Why non-alcoholic beverages? For Mariah, it’s simple. “I believe people should have options.” Drinking alcohol is a key part of many professional and social events. Tilden aims to provide options for consumers to engage in these activities without consuming alcohol. “We at Tilden are helping drive forward a cultural change towards being yourself. We support that authenticity instead of feeling like you need a mind-altering substance to achieve personal connection.”


Mariah Wood is a great spokesperson for the brand. In her own words, “I can dance on a table sober. I don’t need the alcohol.” Many consumers feel the same way, and the non-alcoholic beverage market is growing. Recently, there have been major acquisitions of startups in this space by alcohol behemoths, including Diageo, which owns Smirnoff, Guinness, and Captain Morgan. Researching this growing market and defining its core customer segments were the first things Mariah and her co-founder, Vanessa Royle (MBA ‘22), did.


Mariah and Vanessa met at an HBS pitch night their first semester. Vanessa pitched a single-serve, non-alcoholic imitation of a classic cocktail in a can. Mariah jumped on board, and together with two others formed a team for the HBS Startup Bootcamp during winter break. This dedicated time to develop their idea was crucial to its success. According to Mariah, “Ideas alone aren’t worth anything. Barring some really specific IP, if you can tell someone your idea and they can execute on it before you, then you probably weren’t the right person for the idea.” She declares the best first step for an entrepreneur is to set aside time to learn about the idea’s space and test hypotheses. Startup Bootcamp, for Mariah and her team, was the best way to get their concept beyond ground zero.


Startup Bootcamp wasn’t the only HBS resource Mariah and her team used. When asked about the most useful campus resources in her entrepreneurial journey, she started by ticking off a list of classes. Startup Operations, Creating Brand Value, and How to Price Anything were first off her tongue.
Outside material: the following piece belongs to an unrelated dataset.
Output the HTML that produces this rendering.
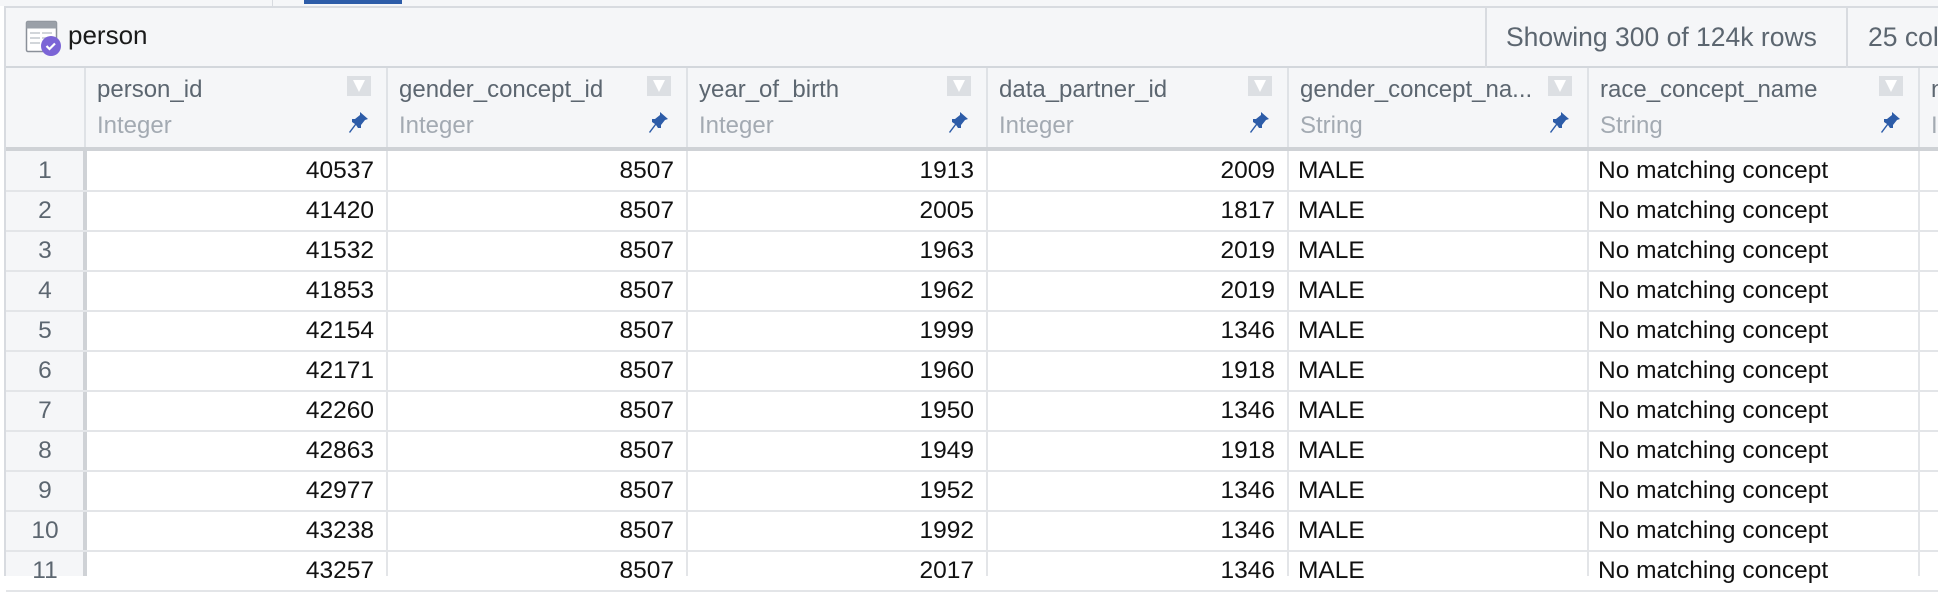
<!DOCTYPE html>
<html><head><meta charset="utf-8"><style>
*{margin:0;padding:0;box-sizing:border-box}
body{width:1938px;height:576px;overflow:hidden;background:#fff;font-family:"Liberation Sans",sans-serif;position:relative}
.abs{position:absolute}
.hdr{left:5px;top:6px;width:1933px;height:62px;background:#f5f6f8;border-top:2px solid #d8dbe0;border-bottom:2px solid #d3d7dc}
.colh{top:68px;height:80px;background:#f5f6f8}
.cname{position:absolute;top:8px;left:11px;font-size:24px;color:#5c6670;white-space:nowrap}
.ctype{position:absolute;top:44px;left:11px;font-size:24px;color:#a3aab2}
.cell{position:absolute;font-size:24.5px;color:#111;line-height:40px;white-space:nowrap}
</style></head><body>
<div class="abs" style="left:0;top:0;width:1938px;height:6px;background:#f5f6f8"></div>
<div class="abs" style="left:304px;top:0;width:98px;height:4px;background:#2d5ca8"></div>
<div class="abs" style="left:272px;top:0;width:1px;height:6px;background:#d8dbe0"></div>
<div class="abs hdr"></div>
<div class="abs" style="left:4px;top:6px;width:2px;height:570px;background:#d8dbe0"></div>
<svg class="abs" style="left:24px;top:19px" width="40" height="40" viewBox="0 0 40 40">
<rect x="2.5" y="2.5" width="30" height="30" rx="1.5" fill="#fff" stroke="#8a9099" stroke-width="1.5"/>
<rect x="2.5" y="2.5" width="30" height="7" fill="#9aa0a8"/>
<path d="M6 14h10M6 19h10M6 24h10M18 14h10M18 19h8" stroke="#c4c8cd" stroke-width="1.5"/>
<circle cx="27" cy="27" r="10" fill="#7b64d6"/>
<path d="M22.5 27l3 3 5.5-5.5" stroke="#fff" stroke-width="2.2" fill="none"/>
</svg>
<div class="abs" style="left:68px;top:20px;font-size:26px;color:#1a1a1a">person</div>
<div class="abs" style="left:1485px;top:8px;width:2px;height:60px;background:#d8dbe0"></div>
<div class="abs" style="left:1846px;top:8px;width:2px;height:60px;background:#d8dbe0"></div>
<div class="abs" style="left:1506px;top:22px;font-size:26.5px;color:#5c6670;white-space:nowrap">Showing 300 of 124k rows</div>
<div class="abs" style="left:1868px;top:22px;font-size:26.5px;color:#5c6670;white-space:nowrap">25 col</div>

<div class="abs colh" style="left:6px;width:1932px"></div>
<div id="cols"></div>
<div class="abs" style="left:6px;top:147px;width:1932px;height:4px;background:#cfd2d6"></div>
<div class="abs" style="left:6px;top:151px;width:78px;height:425px;background:#f5f6f8"></div>
<div class="abs" style="left:83px;top:147px;width:4px;height:429px;background:#cfd2d6"></div>
<div id="rows"></div>
<script>
var b=[84,386,686,986,1287,1587,1918,1938];
var names=["person_id","gender_concept_id","year_of_birth","data_partner_id","gender_concept_na...","race_concept_name","n"];
var types=["Integer","Integer","Integer","Integer","String","String","In"];
var h="";
for(var i=0;i<7;i++){
 var l=b[i],w=b[i+1]-b[i];
 h+='<div class="abs colh" style="left:'+l+'px;width:'+w+'px;border-left:2px solid #dfe2e6"><div class="cname">'+names[i]+'</div><div class="ctype">'+types[i]+'</div>';
 if(i<6){
 h+='<svg style="position:absolute;left:'+(w-41)+'px;top:8px" width="24" height="20"><rect width="24" height="20" fill="#dcdfe3"/><path d="M6 4h12l-6 12z" fill="#fff"/></svg>';
 h+='<svg style="position:absolute;left:'+(w-40)+'px;top:42px" width="22" height="24" viewBox="0 0 22 24"><path d="M12 2l8 7-3 1-4 5 0 3-3 0-2-3-6 8-1-1 6-8-3-2 0-3 3 0 5-4z" fill="#2d5ca8"/></svg>';
 }
 h+='</div>';
}
document.getElementById('cols').innerHTML=h;
var d=[[40537,1913,2009],[41420,2005,1817],[41532,1963,2019],[41853,1962,2019],[42154,1999,1346],[42171,1960,1918],[42260,1950,1346],[42863,1949,1918],[42977,1952,1346],[43238,1992,1346],[43257,2017,1346]];
var r="";
for(var k=0;k<11;k++){
 var t=151+k*40;
 r+='<div class="abs" style="left:6px;top:'+(t+39)+'px;width:1932px;height:2px;background:#e3e5e8"></div>';
 r+='<div class="cell" style="left:6px;width:78px;top:'+t+'px;text-align:center;color:#5c6670">'+(k+1)+'</div>';
 var vals=[d[k][0],8507,d[k][1],d[k][2]];
 for(var i=0;i<4;i++) r+='<div class="cell" style="left:'+b[i]+'px;width:'+(b[i+1]-b[i]-12)+'px;top:'+t+'px;text-align:right">'+vals[i]+'</div>';
 r+='<div class="cell" style="left:'+(b[4]+11)+'px;top:'+t+'px">MALE</div>';
 r+='<div class="cell" style="left:'+(b[5]+11)+'px;top:'+t+'px">No matching concept</div>';
}
for(var i=1;i<7;i++) r+='<div class="abs" style="left:'+b[i]+'px;top:151px;width:2px;height:425px;background:#e3e5e8"></div>';
document.getElementById('rows').innerHTML=r;
</script>
</body></html>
She also did an independent project with faculty member Martin A. Sinozich, who teaches several HBS classes and is a mentor to founders. Mariah also cites a classmate who gave Tilden a crash course in design principles and iLab as a help for legal resources. Additionally, she and Vanessa spent the summer between their RC and EC years as Rock Summer Fellows, working on their startup full-time.


Her advice to current HBS students interested in starting a company right out of business school is to dedicate time to it. “Make a list of your ideas that are half-baked, and give yourself a few hours each week to look at the market.” The most challenging part about creating a startup as a student is how low-risk it is. According to Mariah, it’s almost too easy to say “I’m working on a startup” as a student. It’s difficult to decide how to allocate time, both the hours in a week and the precious exploratory summer between RC and EC years. For RC students, Mariah has some clear advice: “don’t waste that summer doing something you could have learned about without spending three months on it.”


During their EC years, Mariah and Vanessa prepared pitch materials for investors and hit the pavement right after graduation. Last month, Tilden closed its first fundraising round. They raised nearly $600k from angel investors, family, and friends. Mariah demystified the process of fundraising, an effort that relies on, in her words, “contacts of contacts of contacts.” She explains, “We would start with an advisor from school who knew us well, and they would connect us with so-and-so, who would connect us with someone who was interested in the space. You have to have six or seven calls before you find someone who is the right fit.” For the administrative work, they used SAFEs for angels and a rollup vehicle in AngelList for friends and family, which Mariah says “makes it a lot easier from a legal and paperwork perspective.”


Now, Mariah is focused on finalizing product development. “It’s not a linear process. We have had prototypes, sold prototypes, but getting the product to something you want to bottle and produce en masse is tricky.” Harbus readers may know these prototypes under an earlier company name, Jasper Cocktails, which produced three ready-to-serve non-alcoholic cocktails. Taking something that worked on a small scale and transforming it for a larger scale is both an art and a science. On the scientific end, the pH and sugar content of the drink must fall within certain ranges. The art side is where Mariah as creator of magical moments comes in. She teaches me about an “interrupter,” or the spice that hits the back of your throat, and what makes you want to sit and swirl your drink instead of guzzling it. We run through the beginning, middle, and end of drinks, and I’m transported into a world where I don’t have to settle for sodas or, the horror, a Shirley Temple every time I’m at a work party.


“People who don’t understand the space say, ‘Oh, You’re going to bottle some juice.’ No! We’re going to change the culture of drinking,” Mariah exclaims in a video for Tilden, her eyes wide and sparkling. Her enthusiasm and vision fills a room. A few weeks ago, we were both at a lake house with a horde of HBS families, and people were laughing and connecting, not a drop of alcohol in sight.


“Where’s Mariah?” someone asked, and someone else suggested checking the basement. From down the stairs, we could hear the pulse of upbeat techno music and see tiny flashing lights in reds, yellows, and greens. Happy shrieks revealed the scene: Mariah, leading a dance party for a cadre of three-year-olds, creating for them a magical moment.